The spindle rotates on its own small roller wheels which fit into a circular track on the top of the base stand. An arm to hold a filament guide tube can be inserted into the base. At point where the filament enters the tube there is a pocket into which a small piece of sponge can be inserted. Its purpose is to wipe any dust of the filament and also lubricate the surface to minimise friction and thus the strain on the extruder motor.

The spindles shaft's diameter is thin enough (16 mm) to carry the smallest common spool sizes. Larger spools with an axel diameter of up to 62 mm can be used on this spool holder. The spools are kept in place and centered via a locking cone.

An attachment for holding spool-less filament coils with three claw-like extensions makes this spool holder compatible with loose lengths of filament such as Laywood, Laybrick, etc.

Attached in this instructable are all individual STL files necessary to build this spool holder. Two complete build plates are also supplied.
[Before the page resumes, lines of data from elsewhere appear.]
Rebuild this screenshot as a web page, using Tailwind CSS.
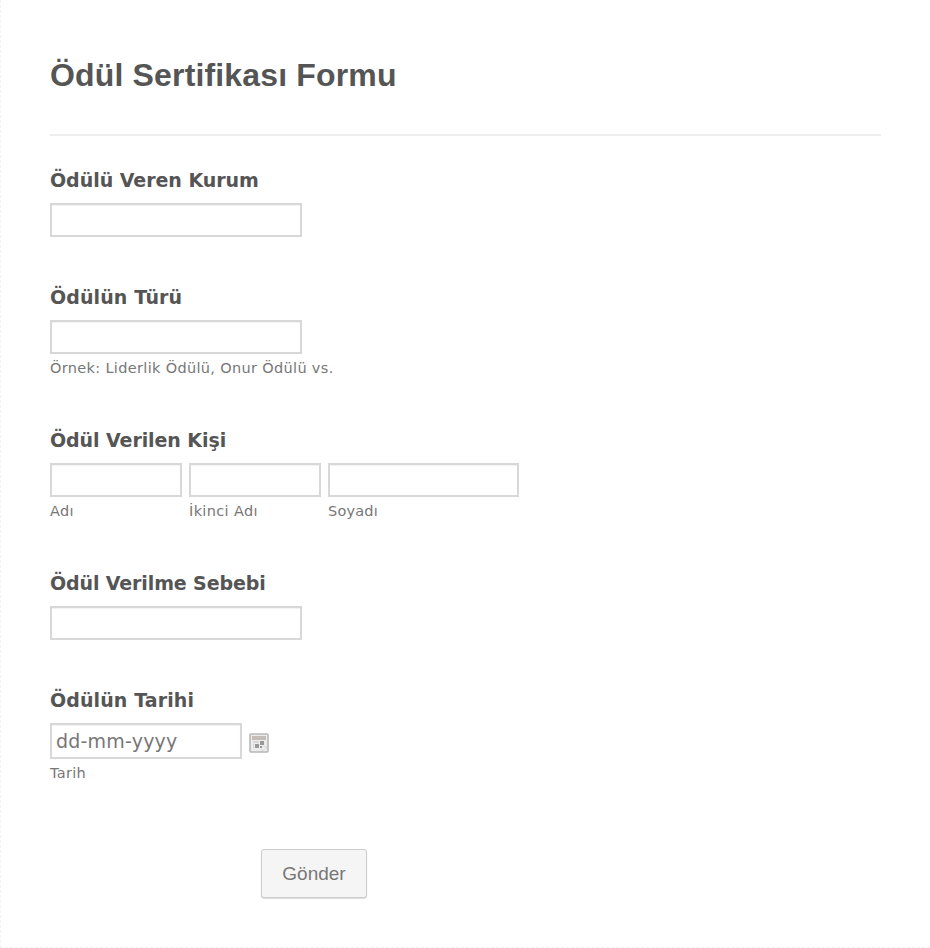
<!DOCTYPE html>
<html lang="tr">
<head>
    <meta charset="UTF-8">
    <meta name="viewport" content="width=device-width, initial-scale=1.0">
    <title>Ödül Sertifikası Formu</title>
    <script src="https://cdn.jsdelivr.net/npm/@tailwindcss/browser@4"></script>
</head>
<body class="bg-white">
    <form class="h-[948px] border-l border-b border-dashed border-[#f3f3f3] px-[49px] text-[#555] font-['DejaVu_Sans',Verdana,sans-serif]">
        <header class="h-[136px] border-b-2 border-[#eeeeee] pt-[56px]">
            <h1 class="text-[32px] leading-[38px] tracking-[0.16px] font-bold font-['Liberation_Sans',Arial,sans-serif]">Ödül Sertifikası Formu</h1>
        </header>

        <!-- Organisation -->
        <div class="h-[117px] pt-[32px]">
            <label for="kurum" class="block h-[35px] text-[19px] leading-[24px] tracking-[-0.04px] font-bold">Ödülü Veren Kurum</label>
            <input id="kurum" type="text" class="block h-[34px] w-[252px] border-2 border-[#d8d8d8] bg-white shadow-[inset_0_1px_1px_#f3f3f3]">
        </div>

        <!-- Award type -->
        <div class="h-[143px] pt-[32px]">
            <label for="tur" class="block h-[35px] text-[19px] leading-[24px] tracking-[0.1px] font-bold">Ödülün Türü</label>
            <input id="tur" type="text" class="block h-[34px] w-[252px] border-2 border-[#d8d8d8] bg-white shadow-[inset_0_1px_1px_#f3f3f3]">
            <p class="mt-[5px] text-[14.5px] leading-[18px] tracking-[0.33px] text-[#777]">Örnek: Liderlik Ödülü, Onur Ödülü vs.</p>
        </div>

        <!-- Recipient -->
        <div class="h-[143px] pt-[32px]">
            <label for="adi" class="block h-[35px] text-[19px] leading-[24px] tracking-[-0.08px] font-bold">Ödül Verilen Kişi</label>
            <div class="flex gap-[7px] text-[14.5px] leading-[18px] tracking-[0.35px] text-[#777]">
                <div>
                    <input id="adi" type="text" class="block h-[34px] w-[132px] border-2 border-[#d8d8d8] bg-white shadow-[inset_0_1px_1px_#f3f3f3]">
                    <p class="mt-[5px]">Adı</p>
                </div>
                <div>
                    <input type="text" aria-label="İkinci Adı" class="block h-[34px] w-[132px] border-2 border-[#d8d8d8] bg-white shadow-[inset_0_1px_1px_#f3f3f3]">
                    <p class="mt-[5px]">İkinci Adı</p>
                </div>
                <div>
                    <input type="text" aria-label="Soyadı" class="block h-[34px] w-[191px] border-2 border-[#d8d8d8] bg-white shadow-[inset_0_1px_1px_#f3f3f3]">
                    <p class="mt-[5px] tracking-[0.2px]">Soyadı</p>
                </div>
            </div>
        </div>

        <!-- Reason -->
        <div class="h-[117px] pt-[32px]">
            <label for="sebep" class="block h-[35px] text-[19px] leading-[24px] tracking-[-0.12px] font-bold">Ödül Verilme Sebebi</label>
            <input id="sebep" type="text" class="block h-[34px] w-[252px] border-2 border-[#d8d8d8] bg-white shadow-[inset_0_1px_1px_#f3f3f3]">
        </div>

        <!-- Date -->
        <div class="h-[193px] pt-[32px]">
            <label for="tarih" class="block h-[35px] text-[19px] leading-[24px] tracking-[0.1px] font-bold">Ödülün Tarihi</label>
            <div class="flex items-start gap-[7px]">
                <input id="tarih" type="text" placeholder="dd-mm-yyyy" class="block h-[36px] w-[192px] border-2 border-[#d8d8d8] bg-white px-[4px] text-[19px] tracking-[0.2px] shadow-[inset_0_1px_1px_#f3f3f3] placeholder:text-[#777]">
                <svg class="mt-[10px] h-5 w-5" viewBox="0 0 20 20" fill="none">
                    <rect x="1" y="1" width="18" height="18" rx="1" fill="#ececec" stroke="#b8b8b8" stroke-width="1.6"/>
                    <path d="M3 3h14v4H3z" fill="#c3bcb8"/>
                    <path d="M11 8h4v4h-4zM6 11h4v4H6zM11 13h2v2h-2z" fill="#999"/>
                    <path d="M4 8h6v2H4zM4 11h1v4H4z" fill="#d8d8d8"/>
                    <path d="M13 18v-4h5z" fill="#fafafa" stroke="#c6c6c6" stroke-width=".6"/>
                </svg>
            </div>
            <p class="mt-[5px] text-[14.5px] leading-[18px] tracking-[0.3px] text-[#777]">Tarih</p>
        </div>

        <button type="submit" class="ml-[211px] block h-[49px] w-[106px] rounded-[3px] border border-[#ccc] bg-[#f5f5f5] pt-px text-[19px] text-[#777] shadow-[0_1px_1px_#ddd] font-['Liberation_Sans',Arial,sans-serif]">Gönder</button>
    </form>
</body>
</html>
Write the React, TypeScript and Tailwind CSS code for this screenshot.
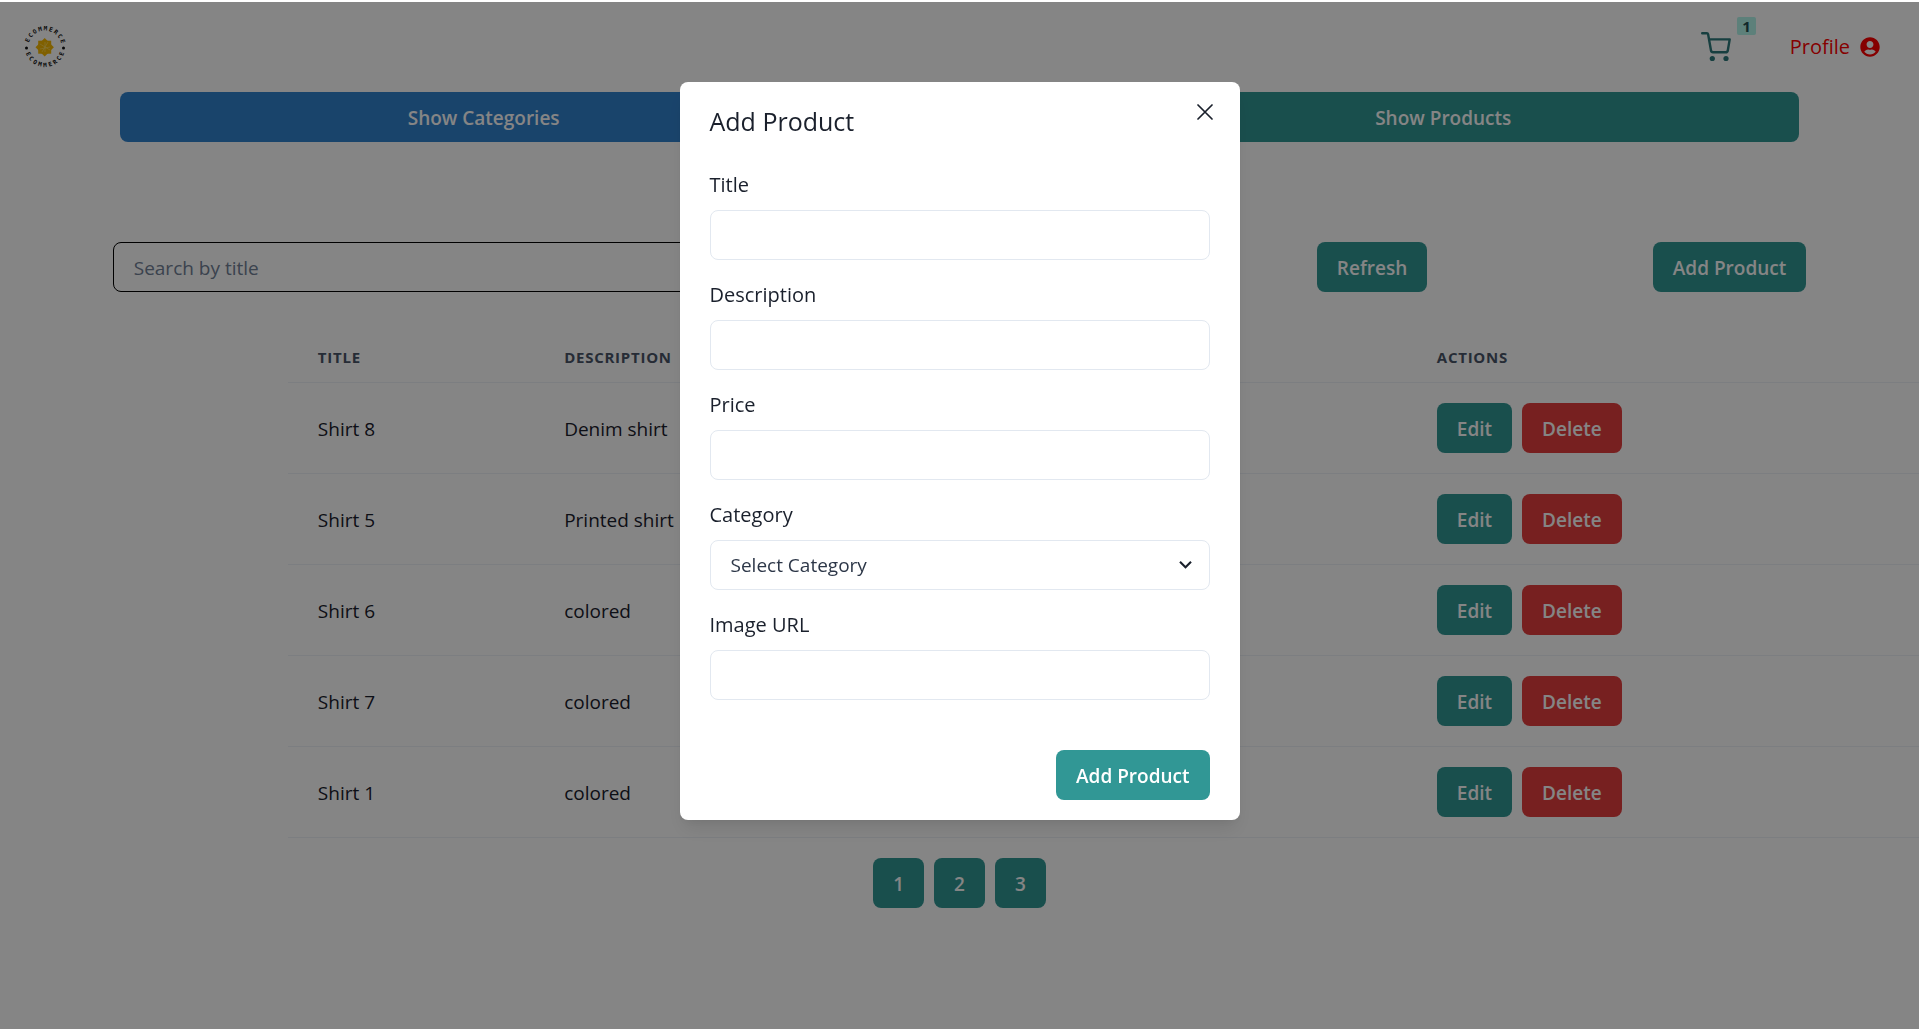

One fits MakerBot Replicator 3D printers and the other fits most RepRap 3D-printers with a build size of 200 x 200 mm or larger.


  • Fully 3D-printable (no extra items or fasteners needed)
  • Fits spools with inner diameters between 16 and 62 mm
  • Base always rests steadily on its three feet
  • Spindle rotates smoothly on its roller wheels
  • Base can hold a steady arm to hold the filament guide tube
  • Guide tube can be inserted from both directions (clockwise and counterclockwise rotation)
  • Built-in filter cleans and lubricates filament
  • Locking cone automatically centers and fixates spools

See the video

Step 1: Download the STL Files

The following STL file represents the complete assembly:

  • Assembly (complete).stl (not suitable for 3D-printing)

Two complete sets of STL-files are supplied as full build-plates as follows:

  • All parts_200x200x115_mm_build_volume.stl (fits most RepRap 3D-printers)
  • All_parts_MakerBot_Replicator_2_and_2X.stl (fits most MakerBot 3D-printers)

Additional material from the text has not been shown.